In Chicago's Old Town, there was:
- A Mexican restaurant that was *hopeless* - the refried beans were Campbells mashed, I suspect, and there was one middle aged mariachi who was so pot-bellied that he simply rested his guitar on his stomach.
- Second City, a comedy club where many subsequently famous comedians appeared early in their careers. I saw John Candy there before he made it big.
- O'Brien's, an excellent fine dining restaurant that looked from the outside like a place you'd go to order meatloaf.
- A Ripley's Believe It Or Not museum.
- An expensive men's clothing store, Davis, I believe.
- That Steak Joynt, another expensive but very good restaurant.
- Treasure Island, a supermarket used as the site of employment of the bag boy in the Paul Galloway/Bob Greene fictional series, Bagtime, in the Chicago Tribune. This was almost directly across the street from That Steak Joynt, and if memory serves, the bag boy lived over the restaurant.

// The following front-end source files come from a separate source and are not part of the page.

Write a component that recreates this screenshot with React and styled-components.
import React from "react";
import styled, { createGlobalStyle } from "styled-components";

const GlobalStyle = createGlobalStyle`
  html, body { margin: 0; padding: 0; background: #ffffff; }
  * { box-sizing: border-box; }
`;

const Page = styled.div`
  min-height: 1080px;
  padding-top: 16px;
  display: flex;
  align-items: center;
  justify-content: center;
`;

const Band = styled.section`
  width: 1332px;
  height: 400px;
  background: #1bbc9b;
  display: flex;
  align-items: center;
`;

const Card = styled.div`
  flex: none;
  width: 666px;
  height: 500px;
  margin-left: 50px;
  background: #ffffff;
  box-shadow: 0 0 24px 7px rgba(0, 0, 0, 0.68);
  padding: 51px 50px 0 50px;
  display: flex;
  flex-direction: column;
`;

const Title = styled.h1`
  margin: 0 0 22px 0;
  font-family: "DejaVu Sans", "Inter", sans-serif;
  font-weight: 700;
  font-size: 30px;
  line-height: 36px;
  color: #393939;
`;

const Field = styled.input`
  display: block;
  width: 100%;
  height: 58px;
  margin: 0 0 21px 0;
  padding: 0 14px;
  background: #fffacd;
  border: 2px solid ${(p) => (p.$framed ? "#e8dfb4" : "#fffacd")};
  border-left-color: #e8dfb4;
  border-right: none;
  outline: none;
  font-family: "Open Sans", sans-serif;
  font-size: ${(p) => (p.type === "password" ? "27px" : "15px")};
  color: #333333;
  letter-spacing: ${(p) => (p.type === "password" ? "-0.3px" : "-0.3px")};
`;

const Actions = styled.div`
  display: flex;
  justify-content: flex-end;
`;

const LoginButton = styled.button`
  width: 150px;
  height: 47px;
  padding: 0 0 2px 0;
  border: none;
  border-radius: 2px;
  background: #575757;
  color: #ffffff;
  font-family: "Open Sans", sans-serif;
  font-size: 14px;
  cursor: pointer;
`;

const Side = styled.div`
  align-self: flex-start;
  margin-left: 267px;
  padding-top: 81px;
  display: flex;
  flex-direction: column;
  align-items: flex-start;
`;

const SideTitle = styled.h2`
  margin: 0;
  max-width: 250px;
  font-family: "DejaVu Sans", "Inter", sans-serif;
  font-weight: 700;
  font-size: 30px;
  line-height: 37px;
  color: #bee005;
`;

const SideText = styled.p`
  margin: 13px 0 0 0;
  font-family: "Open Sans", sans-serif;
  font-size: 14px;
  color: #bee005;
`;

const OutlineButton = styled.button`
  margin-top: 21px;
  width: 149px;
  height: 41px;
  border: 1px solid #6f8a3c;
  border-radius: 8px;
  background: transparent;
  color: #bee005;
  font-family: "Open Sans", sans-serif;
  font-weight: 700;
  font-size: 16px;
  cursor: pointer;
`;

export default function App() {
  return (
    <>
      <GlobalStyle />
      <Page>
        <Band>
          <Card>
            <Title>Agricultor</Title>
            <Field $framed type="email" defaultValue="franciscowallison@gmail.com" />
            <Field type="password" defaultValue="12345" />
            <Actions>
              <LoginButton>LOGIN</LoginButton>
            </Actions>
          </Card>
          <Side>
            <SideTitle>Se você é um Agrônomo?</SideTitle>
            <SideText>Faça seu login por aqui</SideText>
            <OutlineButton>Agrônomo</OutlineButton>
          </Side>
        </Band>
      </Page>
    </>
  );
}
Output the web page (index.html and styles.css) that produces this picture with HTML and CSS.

- The Earl of Old Town, a small bar featuring live folk music, where entertainers such as Don Gibson, Bonnie Raitt, and others played and sang, often for nothing, just to keep folk music alive in Chicago during one of its bleaker periods.
- The Bizarre Bazaar, the biggest head shop I have ever seen, about the size of a small Woolworth's deparment store, for those of you old enough to remember those.
- A smaller head shop, name gone from my memory now.
- Other restaurants and coffee shops, ranging from less expensive than those above to dirt cheap. There was one on the northwest corner of Wells and North Avenue that seemed to change hands and name every two or theree years.
- A store that sold old juke boxes, and perhaps other things.
- Other places, not coming to mind, but for the most part mom-and-pop owned places.
Old Town is no longer Old Town. The same thing has happened to it that has happened to others (it was happening in Alexandria when I left that area in 1998). It was on its way up and kept going until it was too far up. These areas become popular and begin making more money, and property values go up. Mom and Pop can no longer afford the taxes, and bigger money moves in. Pretty soon when you go there you find that you're in a nice - but cookie cutter nice - area, with Pier 1 Imports, McDonald's, etc., and all the atmosphere and character have leaked away, much like the air in a five cent balloon.
When last I was there, Ripley's and Davis were gone for reasons unknown. The Earl of Old Town had become a dry cleaning establishment. Cook County paraphernalia laws had done the head shops in, although the Bizarre Bazaar hung on for a while selling tee shirts and other junk. The last time I saw it, it was a hole in the ground awaiting the condominiums that were to be built on the site.
The Mexican restaurant was still there, as was O'Brien's. I think That Steak Joynt might have closed, although the lettering was still there. Treasure Island was still open, and might outlast us all.
I lament the passing of places like this, places with genuine atmosphere, but I have no solution that would enable them to survive prosperity.
During the writing of this post, one incident from living in that apartment has popped into my head, so I'll close by relating it.
(Recognize it? That's a segue. What follows is connected to what precedes by only only the most tenuous of threads.)
One night I had an informal party of perhaps twenty people. Not far from where I lived was a place called Chester's, which not only made the best greasy food around, but delivered it as well. I ordered a ton of chicken, fries, onion rings, etc., picked up some beer, made sure the bar was stocked, and awaited my friends. There was a pass-through from the kitchen to the living room, and when the food arrived I spread it out there, along with paper plates, napkins, cups, and whatever.
Unbeknownst to me, this was the night that the "Who Shot J.R." episode of Dallas was to air, and about fifteen minutes before show time, the people began to divide into two groups - those who would remain in the living room and watch Dallas and those who would scoot down the hall to the bar area. I was with the latter group, so with five minutes to go I made sure the door was unlocked for any late arrivals and abandoned the Dallas fanatics.
Dallas began and but for its own sounds you could hear a pin drop. We closed our door almost all the way and spoke softly, but even so were occasionally subjected to a chorus of "Shhhhhh!" from fifteen feet away.
Once an especially loud "Shhhhhh!" was heard and it was unrelated to us. A moment later, a newcomer - Jeanne - joined our company, food in hand, closed the door, and with an injured look whispered "I took my fries too loud."